My daughters are all so different. One's a doctor.
(I don't care)
One's a vet
(I don't care)
One's a classical musician. Guitar.
Suddenly very loud guitar and the most God awful singing ever blares in the back of the car.
That's my youngest.
Oh she's lovely.
(Turn her off my ears are bleeding!)
15 minutes late.
Right here we are. You're a wee bit late.
Looking around for familiar sights
Emm sorry is this Osbourne street?
You said Oswald Street!
(I fucking did not you knob!)
Oh sorry right, don't worry.
Off we go back the way we came.
(You really are a hobby taxi driver aren't you. 20 minutes late.)
Silence for another 5 minutes. 25 minutes late.
Stops.
Look I'm going to make you even later. You'd better get out and walk from here it's about five minutes. Go over those lights, first left,second right, down a side alley..
I've stopped listening..
Throw money, run, blister appears from nowhere. Hobbling now 35 minutes late. Can't get phone out, takes too long.
Old wifie walking along. She must be from around here. She is thank God!
Now then Hen, Osborne streeeeeeet. Let me have a weeeee think. So. Now. What you do hen is walk down here, turn left and there you are.
Thanks.
Try to run away.
What number are you after? It's a long street.....
It's ok, I'll know it when I get there – thanks!
Round the corner and here we are! 40 minutes late, face red, puffing, in we go.
Sorry, sorry, so sorry.
They're all very nice and can understand how that happened. Happened to them before.
(Aye right.)
Sit down in the booth with my pound shop glasses.

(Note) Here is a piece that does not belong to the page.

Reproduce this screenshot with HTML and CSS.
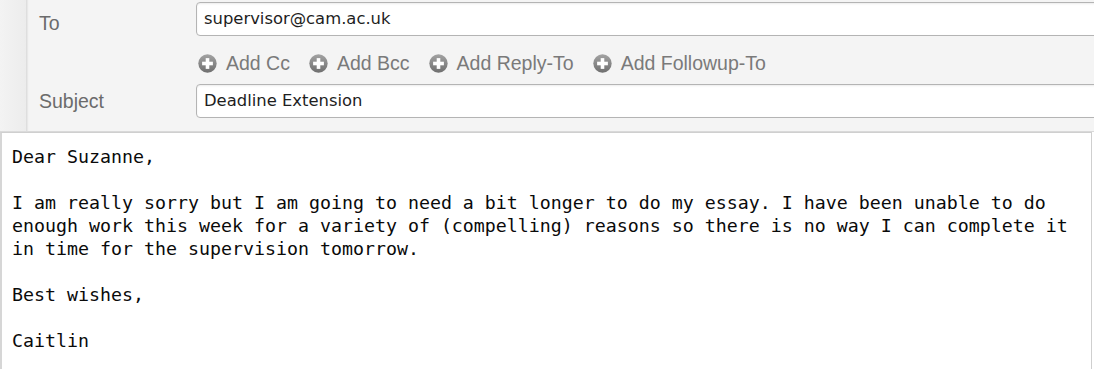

Put them on. Arm breaks off.
Out of the booth.
Sorry I broke my glasses.
I saw them exchange a glance.
I've got more.
I grab the other four pairs. I like the way 45 minutes ago I leisurely chose different styles of pound shop specs.
Second pair on, arm breaks off. Carefully put on pair number 3.
(Ok this is fine. Gently now.)
All goes swimmingly, we gossip for about unprofessional behaviour in the business, shake hands and I leave. They probably talk about how they'll never hire me again. Seven minute walk to the station. Enough time for a coffee and a sandwich to calm me down. Train on platform. Back on train, back home in a hour and a half. Of course.
You know that dream where you're late and you just can't get to you important appointment?